Make no mistake, in America you can do anything and become anything you want, even it it’s illegal. All you have to do is work at it.
However, if your dreams don’t fit easily into the pre-cut molds society offers — i.e., housekeeper, Boeing exec or truck driver — there will be some lean and hard times. The thing is, during the difficult times most of us compromise our original goals. Rather than fight to overcome roadblocks, we learn to conform to the standard social rules – and it takes so much of our creative energy to conform, there’s little left for other pursuits. But if you hang in there and refuse to compromise, eventually you’ll reach your goals. There are many successful people who’ll attest to this. Frank Sinatra comes immediately to mind because he did it “his way.” Similarly, our president did pretty well for a black fellow out of Chicago’s South Side.
It always recharges my spirit when I run across someone who follows the road less travelled and succeeds. Such is the case with Ryan Henry Ward, a successful, 37-year-old, soft-spoken, quick-witted, teddy bear of an artist. He’d always been a bit out of step with everyone and everything around him, even during his early years in grade school. In high school he never had many friends and those he found were as alienated and rebellious as he was. Together, they formed a garage band called the Green Mountain Boys, in which Ryan played harmonica and sang. In his senior year he published a comic strip, “The Cheese Life,” on the rear cover of Omega Force Comics.

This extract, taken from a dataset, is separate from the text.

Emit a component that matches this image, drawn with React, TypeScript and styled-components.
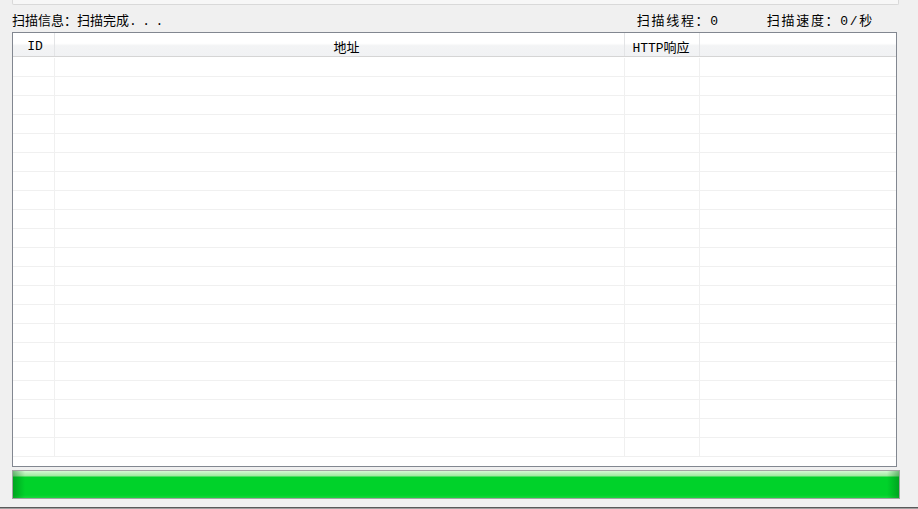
import styled, { createGlobalStyle } from 'styled-components';

const GlobalStyle = createGlobalStyle`
  html, body {
    margin: 0;
    padding: 0;
    background: #f0f0f0;
  }
`;

const columns = [
  { key: 'id', title: 'ID', width: 42, shift: 3 },
  { key: 'url', title: '地址', width: 570, shift: 14 },
  { key: 'http', title: 'HTTP响应', width: 75, shift: -2 },
  { key: 'extra', title: '', width: 196, shift: 0 },
];

const ROW_COUNT = 21;

export default function App() {
  return (
    <>
      <GlobalStyle />
      <Window>
        <TopPanel />
        <StatusBar>
          <StatusText>
            扫描信息：扫描完成<Dots>...</Dots>
          </StatusText>
          <StatusRight>
            <StatusText $spaced>扫描线程：0</StatusText>
            <StatusText $spaced>扫描速度：0/秒</StatusText>
          </StatusRight>
        </StatusBar>
        <Table>
          <HeaderRow>
            {columns.map((c) => (
              <HeaderCell key={c.key} $width={c.width} $shift={c.shift}>
                {c.title}
              </HeaderCell>
            ))}
          </HeaderRow>
          <Body>
            {Array.from({ length: ROW_COUNT }).map((_, i) => (
              <Row key={i}>
                {columns.map((c) => (
                  <Cell key={c.key} $width={c.width} />
                ))}
              </Row>
            ))}
          </Body>
        </Table>
        <Progress>
          <ProgressFill />
        </Progress>
        <BottomEdge />
      </Window>
    </>
  );
}

const Window = styled.div`
  width: 918px;
  height: 509px;
  display: flex;
  flex-direction: column;
  background: #f0f0f0;
  font-family: 'Liberation Mono', 'Noto Sans CJK SC', monospace;
  font-size: 13px;
  color: #000;
  overflow: hidden;
`;

const TopPanel = styled.div`
  height: 4px;
  margin: 0 19px 0 12px;
  background: #f7f7f7;
  border: 1px solid #d9d9d9;
  border-top: none;
  border-radius: 0 0 2px 2px;
`;

const StatusBar = styled.div`
  height: 27px;
  display: flex;
  align-items: center;
  justify-content: space-between;
  padding: 0 44px 0 12px;
`;

const StatusRight = styled.div`
  display: flex;
  gap: 47px;
`;

const StatusText = styled.span<{ $spaced?: boolean }>`
  white-space: nowrap;
  line-height: 16px;
  padding-top: 7px;
  letter-spacing: ${(p) => (p.$spaced ? '1.7px' : '0')};
`;

const Dots = styled.span`
  letter-spacing: 5.5px;
`;

const Table = styled.div`
  margin-left: 12px;
  width: 883px;
  height: 433px;
  border: 1px solid #828790;
  background: #fff;
  overflow: hidden;
`;

const HeaderRow = styled.div`
  display: flex;
  height: 23px;
  border-bottom: 1px solid #d5d5d5;
  background: linear-gradient(#ffffff 0%, #ffffff 45%, #f3f4f5 55%, #f1f2f4 100%);
`;

const HeaderCell = styled.div<{ $width: number; $shift: number }>`
  width: ${(p) => p.$width}px;
  flex-shrink: 0;
  box-sizing: border-box;
  border-right: 1px solid #e3e4e6;
  display: flex;
  align-items: center;
  justify-content: center;
  padding-top: 4px;
  padding-left: ${(p) => Math.max(p.$shift, 0)}px;
  padding-right: ${(p) => Math.max(-p.$shift, 0)}px;
  white-space: nowrap;

  &:last-child {
    border-right: none;
  }
`;

const Body = styled.div`
  padding-top: 1px;
`;

const Row = styled.div`
  display: flex;
  height: 18px;
  border-bottom: 1px solid #f0f0f0;
`;

const Cell = styled.div<{ $width: number }>`
  width: ${(p) => p.$width}px;
  flex-shrink: 0;
  box-sizing: border-box;
  border-right: 1px solid #f0f0f0;

  &:last-child {
    border-right: none;
  }
`;

const Progress = styled.div`
  margin: 3px 0 0 12px;
  width: 886px;
  height: 27px;
  border: 1px solid #a3a3a3;
  background: #e6e6e6;
`;

const ProgressFill = styled.div`
  height: 100%;
  background:
    linear-gradient(90deg, rgba(0, 110, 20, 0.45) 0px, rgba(0, 110, 20, 0) 12px),
    linear-gradient(270deg, rgba(0, 110, 20, 0.45) 0px, rgba(0, 110, 20, 0) 12px),
    linear-gradient(
      #d4f8d4 0px,
      #b4f0b4 3px,
      #9ee89e 5px,
      #00d22a 6px,
      #00d22a 24px,
      #19d83c 27px
    );
`;

const BottomEdge = styled.div`
  margin-top: 8px;
  height: 1px;
  background: #5a5a5a;
  border-bottom: 1px solid #a0a0a0;
`;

During the lean years, his work was rejected at every turn, especially by the Seattle art scene. Seattle galleries simply didn’t appreciate his untamed, free-floating imagination and the local art critics scoffed at his blue squid, polka-dotted walruses and a Sasquatch who wore sweat pants and ate nachos. In those hungry years, he was sleeping and working in his van, dependent on friends for a shower and living off deep-fried peanut butter and jelly sandwiches from Buckley’s cafe in Belltown.
And there were some lost years, like the time he was stumbling around in a drunken stupor and dropped 17 hits of acid in the space of a few hours. That’s right, friends, 17 hits. Whoever heard of such a damn fool, crazy thing? And the results were equally as crazy because he spent the next several weeks in a mental hospital recovering from a severe bout with paranoia and delusions. Alas, he was lucky to come out of it.
He spent the next year or two traveling around India, Thailand and Southeast Asia, where he practiced Buddhist meditation, which helped him get his head together. He’s quite fond of the Buddhist philosophy, the Dalai Lama and the writings of Alan Watts. Similarly, he likes the ramblings of Jack Kerouac in “On The Road” and “Dharma Bums” and the Buddhist-inspired work of Hermann Hesse. He also enjoys the paranoid, irrelevant nonsense of Hunter Thompson. When I asked his about his favorite movies, the first film that popped in his mind was Cheech and Chong’s “Up In Smoke.”
Today, his canvases sell for $1,000, give or take a couple of nickels, and his murals bring between $1,500 and $2,000. In the last four or five years, he’s painted 127 murals on building exteriors, school interiors (especially grade schools), garages and parking lots all over Seattle. No lesser celebrity then Amazon founder Jeff Bezos bought one of his canvases.
Ward prefers simple, Minimalistic art, like the work of Stedmen, who did the illustrations in Hunter Thompson’s books and Rolling Stone articles, and Shel Silverstein cartoons, yet still has a deep respect and admiration for more celebrated artists like Picasso, Pollack and the Impressionists. He’s learned a lot about the commercial aspects of art from Andy Warhol. Ward has no desire to innovate or be identified with any new school of art, like pop art or surreal art. Yet ironically, by doing what he likes, the results have been quite original.
And, like Sinatra, he did it his way. Excuse me, while I snap to attention and salute.